スノードニア国立公園の広報担当者は「『必要な移動』が実際に何を指すのかについての具体的な指示が必要」だとした上で、同園は「全ての訪問者や観光客に対し、政府の勧告に従い、どうしても必要な移動以外は避け、家の中で安全に過ごすように求めている」と語った。
英国では人々が都市部から田舎へと離脱しているようだが、政府は国民に対し、どうしても必要がある場合を除いて自宅を離れないよう求める姿勢を崩していない。
英国のダービーシャー州警察はさらに大胆な対策を取った。バクストンにある観光名所「ブルーラグーン」への観光客の訪問を抑制するため、水を黒く染めたのだ。
世界各国の地方部にある高級宿泊施設では、ロックダウン期間中に地方滞在を楽しもうとする都市部住民により、4月12日の復活祭前後の予約が増えている。
米ニューヨーク州ロングアイランドの保養地ハンプトンズではここ2週間ほどで、家族用住居の予約が10倍になった。

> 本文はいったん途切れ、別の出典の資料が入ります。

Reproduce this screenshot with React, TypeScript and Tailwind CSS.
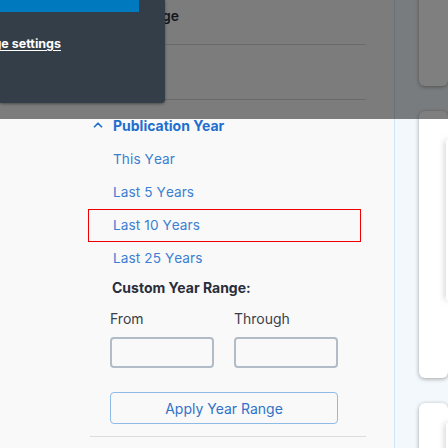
import { ChevronUp } from "lucide-react";

const ranges = ["This Year", "Last 5 Years", "Last 10 Years", "Last 25 Years"];

export default function App() {
  return (
    <div className="relative h-[448px] w-[448px] overflow-hidden bg-[#f3f8fc] font-['Inter',sans-serif]">
      <div className="flex h-full">
        {/* Filter sidebar */}
        <aside className="h-full w-[395px] shrink-0 border-r border-[#cfe5f2] bg-[#f9f9f9]">
          <div className="ml-[90px] w-[276px]">
            <div className="flex h-[45px] items-end border-b border-[#d4d4d4] pb-[18px] pl-[22px] text-[14px] font-semibold text-[#2a2e3a]">
              Language
            </div>
            <div className="flex h-[55px] items-center border-b border-[#d4d4d4] pl-[22px] text-[14px] font-semibold text-[#2a2e3a]">
              Format
            </div>

            <div className="flex h-[42px] items-center gap-[8px] pl-[1px] pt-[8px] text-[14px] font-bold text-[#1f6fcf]">
              <ChevronUp className="h-[14px] w-[14px]" strokeWidth={3} />
              Publication Year
            </div>

            <div className="-ml-[2px] mt-[1px] w-[273px]">
              {ranges.map((r) => (
                <div
                  key={r}
                  className={`flex h-[33px] items-center pl-[24px] text-[13.6px] tracking-[0.1px] text-[#3b7fd2] [font-kerning:none] ${
                    r === "Last 10 Years" ? "border border-[#f00000]" : "border border-transparent"
                  }`}
                >
                  {r}
                </div>
              ))}
            </div>

            <div className="mt-[2px] pl-[22px] text-[14px] font-bold text-[#2a2e3a]">Custom Year Range:</div>

            <div className="mt-[10px] flex gap-[20px] pl-[20px]">
              <div className="w-[104px]">
                <div className="text-[14px] text-[#3a3f4a]">From</div>
                <input className="mt-[8px] h-[31px] w-[104px] rounded-[4px] border-2 border-[#b2bcc7] bg-[#f9f9f9] outline-none" />
              </div>
              <div className="w-[104px]">
                <div className="text-[14px] text-[#3a3f4a]">Through</div>
                <input className="mt-[8px] h-[31px] w-[104px] rounded-[4px] border-2 border-[#b2bcc7] bg-[#f9f9f9] outline-none" />
              </div>
            </div>

            <div className="pl-[20px]">
              <button className="mt-[24px] h-[32px] w-[228px] rounded-[4px] border border-[#8dbbe6] text-[14px] text-[#2f73c8]">
                Apply Year Range
              </button>
            </div>

            <div className="mt-[12px] border-b border-[#dcdcdc]" />
          </div>
        </aside>

        {/* Results column */}
        <main className="flex-1 pl-[24px]">
          <div className="-mt-[20px] h-[106px] rounded-[6px] bg-white shadow-[0_1px_4px_rgba(0,0,0,0.35)]" />
          <div className="mt-[25px] h-[267px] rounded-[6px] bg-white pl-[27px] pt-[29px] shadow-[0_1px_4px_rgba(0,0,0,0.35)]">
            <div className="h-[160px] rounded-[6px] bg-white shadow-[0_0_6px_rgba(0,0,0,0.45)]" />
          </div>
          <div className="mt-[25px] h-[80px] rounded-[6px] bg-white pl-[27px] pt-[20px] shadow-[0_1px_4px_rgba(0,0,0,0.35)]">
            <div className="h-[60px] rounded-[6px] bg-white shadow-[0_0_6px_rgba(0,0,0,0.45)]" />
          </div>
        </main>
      </div>

      {/* Dimmed backdrop */}
      <div className="absolute inset-x-0 top-0 h-[119px] bg-black/50" />

      {/* Cookie popup */}
      <div className="absolute left-0 top-0 h-[103px] w-[165px] rounded-br-[4px] bg-[#333e48] shadow-[0_1px_3px_rgba(0,0,0,0.4)]">
        <div className="h-[12px] w-[139px] bg-[#0079be]" />
        <div className="mt-[23px] flex w-[61px] justify-end overflow-hidden whitespace-nowrap">
          <a className="text-[12.5px] font-bold text-white underline underline-offset-[2px]">Manage settings</a>
        </div>
      </div>
    </div>
  );
}
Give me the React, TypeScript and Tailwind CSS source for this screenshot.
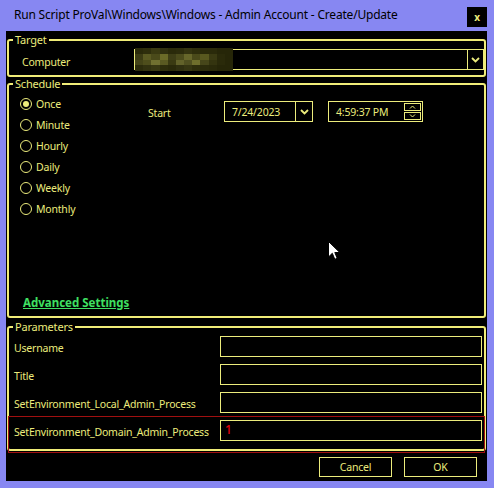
import React from 'react';

const YEL = 'text-[#ecec7c]';

const blurCells = [
  ['#2a2a0a', '#2e2e0c', '#3a3a12', '#303010', '#2a2a0a', '#2c2c0c', '#343410', '#2e2e0c', '#2a2a0a', '#2a2a0a', '#262608', '#262608'],
  ['#3c3c14', '#5a5a22', '#4a4a1a', '#6a6a28', '#3e3e16', '#4c4c1c', '#66662a', '#4a4a1a', '#58581f', '#3a3a12', '#2a2a0a', '#262608'],
  ['#444418', '#4e4e1c', '#707030', '#5a5a22', '#3a3a12', '#62622a', '#505020', '#6e6e2c', '#46461a', '#34340f', '#2a2a0a', '#262608'],
  ['#2c2c0c', '#323210', '#383812', '#2e2e0c', '#2a2a0a', '#303010', '#363612', '#2e2e0c', '#2c2c0c', '#2a2a0a', '#262608', '#262608'],
];

function Chevron() {
  return (
    <svg width="9" height="6" viewBox="0 0 9 6" className="block">
      <polyline points="1,1 4.5,4.5 8,1" fill="none" stroke="#ecec7c" strokeWidth="1.8" />
    </svg>
  );
}

function Radio({ label, checked }: { label: string; checked?: boolean }) {
  return (
    <div className="h-[21px] flex items-center gap-[4px]">
      <span className="w-[12px] h-[12px] rounded-full border-[1.5px] border-[#ecec7c] flex items-center justify-center">
        {checked && <span className="w-[6px] h-[6px] rounded-full bg-[#ecec7c]" />}
      </span>
      <span className={YEL}>{label}</span>
    </div>
  );
}

function ParamRow({ label, value, focused }: { label: string; value?: string; focused?: boolean }) {
  return (
    <div className="relative flex items-center h-[21px]">
      <span className={`w-[211px] pl-[5px] pt-[3px] whitespace-nowrap ${YEL}`}>{label}</span>
      <div className="flex-1 mr-[2px] h-[21px] border border-[#ecec7c] pl-[4px] pb-[2px] flex items-center">
        {value && <span className="text-[12px] text-red-600 font-medium">{value}</span>}
      </div>
      {focused && <span className="absolute -left-[1px] -right-[1px] -top-[4px] -bottom-[12px] border border-[#a01010]" />}
    </div>
  );
}

export default function App() {
  return (
    <div className="w-[494px] h-[488px] bg-[#8787f2] flex flex-col pl-[6px] pr-[7px] pb-[7px] font-['Noto_Sans','Open_Sans',sans-serif] text-[10.5px] tracking-[-0.2px] leading-[14px]">
      {/* Title bar */}
      <div className="h-[31px] flex items-start justify-between">
        <span className="pl-[8px] pt-[8px] text-[12px] text-black">
          Run Script ProVal\Windows\Windows - Admin Account - Create/Update
        </span>
        <button className="mt-[7px] w-[20px] h-[20px] bg-black text-[#ecec7c] text-[10px] font-bold leading-none flex items-center justify-center">
          x
        </button>
      </div>

      {/* Client */}
      <div className="flex-1 bg-black relative flex flex-col px-[1px] pt-[2px]">
        {/* Target */}
        <fieldset className="border-2 border-[#f0ec78] rounded-[3px]">
          <legend className={`ml-[4px] px-[2px] text-[11px] ${YEL}`}>Target</legend>
          <div className="flex items-start mt-[2px] pb-[5px]">
            <span className={`w-[125px] pl-[13px] pt-[6px] ${YEL}`}>Computer</span>
            <div className="flex-1 h-[21px] border border-[#ecec7c] flex">
              <div className="-my-[2px] w-[98px] grid grid-cols-12 grid-rows-4">
                {blurCells.flat().map((c, i) => (
                  <span key={i} style={{ backgroundColor: c }} />
                ))}
              </div>
              <div className="flex-1" />
              <div className="w-[16px] border-l border-[#ecec7c] flex items-center justify-center">
                <Chevron />
              </div>
            </div>
          </div>
        </fieldset>

        {/* Schedule */}
        <fieldset className="border-2 border-[#f0ec78] rounded-[3px]">
          <legend className={`ml-[4px] px-[2px] text-[11px] ${YEL}`}>Schedule</legend>
          <div className="h-[225px] flex flex-col">
            <div className="flex pt-[2px]">
              <div className="w-[139px] pl-[11px] flex flex-col">
                <Radio label="Once" checked />
                <Radio label="Minute" />
                <Radio label="Hourly" />
                <Radio label="Daily" />
                <Radio label="Weekly" />
                <Radio label="Monthly" />
              </div>
              <div className="flex items-start mt-[8px]">
                <span className={`w-[76px] pt-[5px] ${YEL}`}>Start</span>
                <div className="w-[89px] h-[21px] border border-[#ecec7c] flex">
                  <span className={`flex-1 pl-[7px] flex items-center ${YEL}`}>7/24/2023</span>
                  <div className="w-[17px] border-l border-[#ecec7c] flex items-center justify-center">
                    <Chevron />
                  </div>
                </div>
                <div className="ml-[15px] w-[95px] h-[21px] border border-[#ecec7c] flex items-center">
                  <span className={`flex-1 pl-[7px] ${YEL}`}>4:59:37 PM</span>
                  <div className="mr-[1px] w-[17px] flex flex-col gap-[1px]">
                    <div className="h-[8px] border border-[#ecec7c] flex items-center justify-center">
                      <svg width="7" height="4" viewBox="0 0 7 4"><polyline points="1,3.5 3.5,1 6,3.5" fill="none" stroke="#ecec7c" strokeWidth="1" /></svg>
                    </div>
                    <div className="h-[8px] border border-[#ecec7c] flex items-center justify-center">
                      <svg width="7" height="4" viewBox="0 0 7 4"><polyline points="1,0.5 3.5,3 6,0.5" fill="none" stroke="#ecec7c" strokeWidth="1" /></svg>
                    </div>
                  </div>
                </div>
              </div>
            </div>
            <div className="mt-auto pl-[14px] pb-[6px]">
              <span className="text-[#3fe062] text-[11.5px] tracking-normal font-bold underline">Advanced Settings</span>
            </div>
          </div>
        </fieldset>

        {/* Parameters */}
        <fieldset className="mt-[2px] border-2 border-[#f0ec78] rounded-[3px]">
          <legend className={`ml-[4px] px-[2px] text-[11px] ${YEL}`}>Parameters</legend>
          <div className="flex flex-col gap-[7px] pt-[2px] pb-[8px]">
            <ParamRow label="Username" />
            <ParamRow label="Title" />
            <ParamRow label="SetEnvironment_Local_Admin_Process" />
            <ParamRow label="SetEnvironment_Domain_Admin_Process" value="1" focused />
          </div>
        </fieldset>

        {/* Buttons */}
        <div className="flex justify-end gap-[12px] mt-[6px] mr-[9px]">
          <button className={`w-[73px] h-[20px] border border-[#ecec7c] ${YEL}`}>Cancel</button>
          <button className={`w-[73px] h-[20px] border border-[#ecec7c] ${YEL}`}>OK</button>
        </div>

        {/* Mouse pointer */}
        <svg className="absolute left-[322px] top-[210px]" width="13" height="20" viewBox="0 0 13 20">
          <path d="M0.5 0.5 L0.5 16 L4.3 12.3 L6.8 18.3 L9.2 17.3 L6.8 11.5 L11.8 11.5 Z" fill="#fff" stroke="#000" strokeWidth="1" />
        </svg>
      </div>
    </div>
  );
}
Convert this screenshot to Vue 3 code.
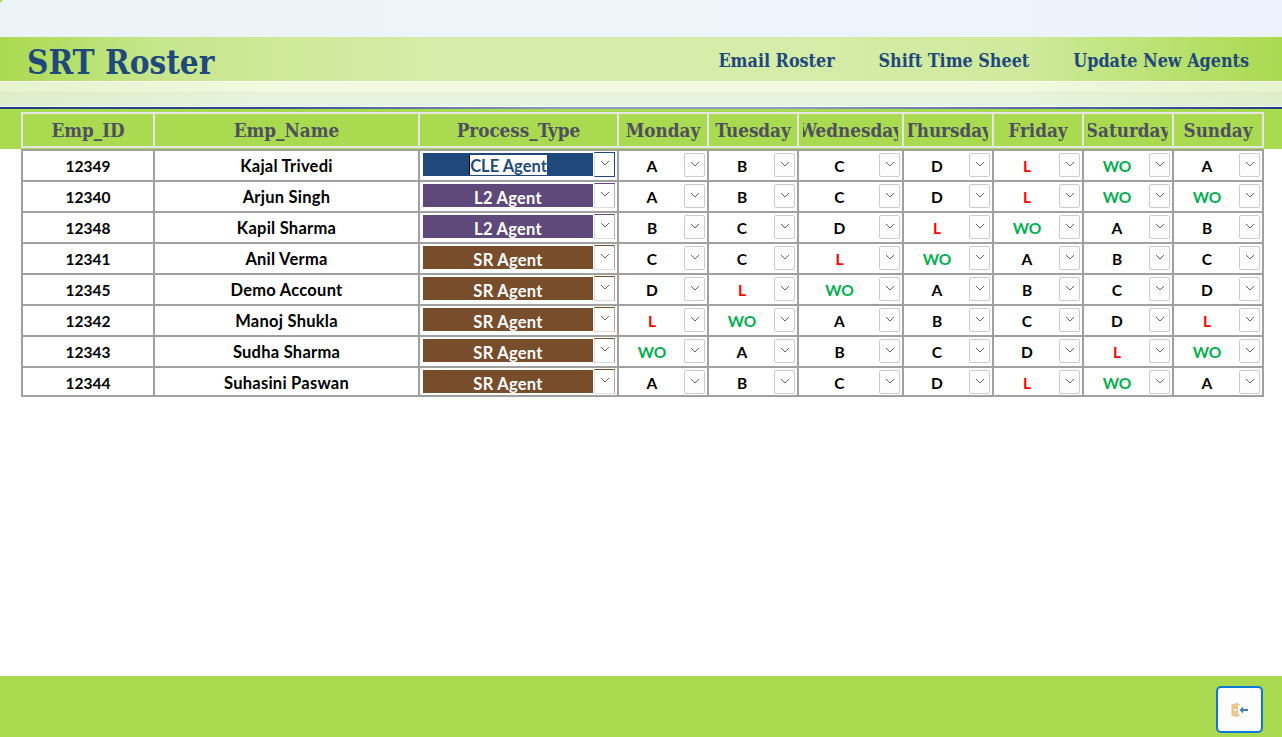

予約客の大半は、ニューヨーク市を逃れようとする人々だ。
復活祭が近づく中、田舎の保養施設は、ロックダウンの中でも比較的好調さを保っている旅行分野の一つとなっているようだ。現代のグローバル化を示す大きな証拠の一つとして、経済全体がこうした状況に陥っているにもかかわらず、サプライチェーンが強固かつオープンであり続けていることがある。多くの人が地方で一時的に孤立することを選んでいる中でも、食料品などの必需品の配達や入手についての懸念はほとんどないようにみられる。